* _TASK TO CARRY OUT_:
Omit pictures and quote the listing below line by line, from its start through the line that holds "import React from".
____________________
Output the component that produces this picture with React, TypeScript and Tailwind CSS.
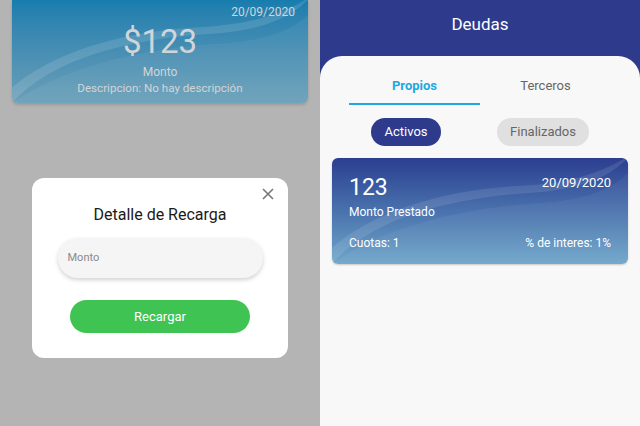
import React from "react";

function Wave({ light }: { light: boolean }) {
  return (
    <svg className="absolute inset-0 w-full h-full" viewBox="0 0 300 106" preserveAspectRatio="none">
      <path
        d="M0 106 C 40 60, 120 40, 200 35 C 250 32, 280 20, 300 0 L 300 -2 C 270 18, 230 26, 190 28 C 110 32, 40 55, 0 90 Z"
        fill="white"
        fillOpacity={light ? 0.12 : 0.1}
      />
      <path
        d="M0 106 C 50 70, 130 50, 210 45 C 260 42, 285 30, 300 15 L 300 106 Z"
        fill="white"
        fillOpacity={0.05}
      />
    </svg>
  );
}

export default function App() {
  return (
    <div className="flex w-[640px] h-[426px] overflow-hidden" style={{ fontFamily: "Roboto, 'Noto Sans', sans-serif" }}>
      {/* Left panel */}
      <div className="w-[320px] h-full bg-[#b4b4b4] flex flex-col">
        <div className="mx-3 h-[103px] rounded-b-md relative overflow-hidden bg-gradient-to-b from-[#177dae] to-[#6a9fb8] shadow-[0_2px_3px_rgba(0,0,0,0.15)]">
          <Wave light />
          <div className="relative flex flex-col items-center text-[#d2d5d8]">
            <div className="self-end pr-[13px] pt-[4px] text-[12px] leading-[16px]">20/09/2020</div>
            <div className="text-[33px] leading-[38px] mt-[3px]">$123</div>
            <div className="text-[12px] leading-[16px] mt-[3px]">Monto</div>
            <div className="text-[11.6px] leading-[16px]">Descripcion: No hay descripción</div>
          </div>
        </div>
        <div className="mt-[75px] mx-[32px] h-[180px] bg-white rounded-[12px] relative flex flex-col items-center">
          <svg className="absolute right-[14px] top-[10px]" width="12" height="12" viewBox="0 0 12 12">
            <path d="M1 1 L11 11 M11 1 L1 11" stroke="#777" strokeWidth="1.6" />
          </svg>
          <div className="mt-[27px] text-[16px] leading-[20px] text-[#1a1a1a]">Detalle de Recarga</div>
          <div className="mt-[13px] w-[205px] h-[40px] rounded-full bg-[#f5f5f5] shadow-[0_2px_4px_rgba(0,0,0,0.18)] flex items-center px-[10px] text-[11px] text-[#8a8a8a]">
            Monto
          </div>
          <div className="mt-[22px] w-[180px] h-[33px] rounded-full bg-[#3fc353] flex items-center justify-center text-white text-[13px]">
            Recargar
          </div>
        </div>
      </div>

      {/* Right panel */}
      <div className="w-[320px] h-full bg-[#2e3a8c] flex flex-col">
        <div className="h-[56px] shrink-0 flex items-center justify-center text-white text-[17px] pb-[7px]">Deudas</div>
        <div className="flex-1 bg-[#f8f8f8] rounded-t-[22px] flex flex-col">
          <div className="mx-[29px] flex mt-[14px]">
            <div className="flex-1 flex flex-col items-center">
              <div className="text-[13px] leading-[30px] font-bold text-[#1ea8e3] mt-[1px]">Propios</div>
              <div className="w-full h-[2px] bg-[#1ea8e3] mt-[2px]"></div>
            </div>
            <div className="flex-1 flex flex-col items-center">
              <div className="text-[13px] leading-[30px] text-[#666] mt-[1px]">Terceros</div>
            </div>
          </div>
          <div className="flex mt-[13px] h-[28px]">
            <div className="w-[70px] ml-[51px] rounded-full bg-[#2e3a8c] text-white text-[13px] flex items-center justify-center">Activos</div>
            <div className="w-[92px] ml-[56px] rounded-full bg-[#e0e0e0] text-[#666] text-[13px] flex items-center justify-center">Finalizados</div>
          </div>
          <div className="mx-3 mt-[12px] h-[106px] rounded-md relative overflow-hidden bg-gradient-to-b from-[#2c3e90] to-[#6ea6c9] shadow-[0_1px_2px_rgba(0,0,0,0.2)]">
            <Wave light={false} />
            <div className="relative px-[17px] pt-[15px] text-white h-full flex flex-col">
              <div className="flex justify-between">
                <div className="text-[23px] leading-[30px]">123</div>
                <div className="text-[13px] leading-[16px] mt-[2px]">20/09/2020</div>
              </div>
              <div className="text-[12px] leading-[16px] mt-[1px]">Monto Prestado</div>
              <div className="flex justify-between mt-[15px] text-[12px] leading-[16px]">
                <div>Cuotas: 1</div>
                <div>% de interes: 1%</div>
              </div>
            </div>
          </div>
        </div>
      </div>
    </div>
  );
}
____________________
* _THE SOLUTION_:
Output the component that produces this picture with React, TypeScript and Tailwind CSS.
import React from "react";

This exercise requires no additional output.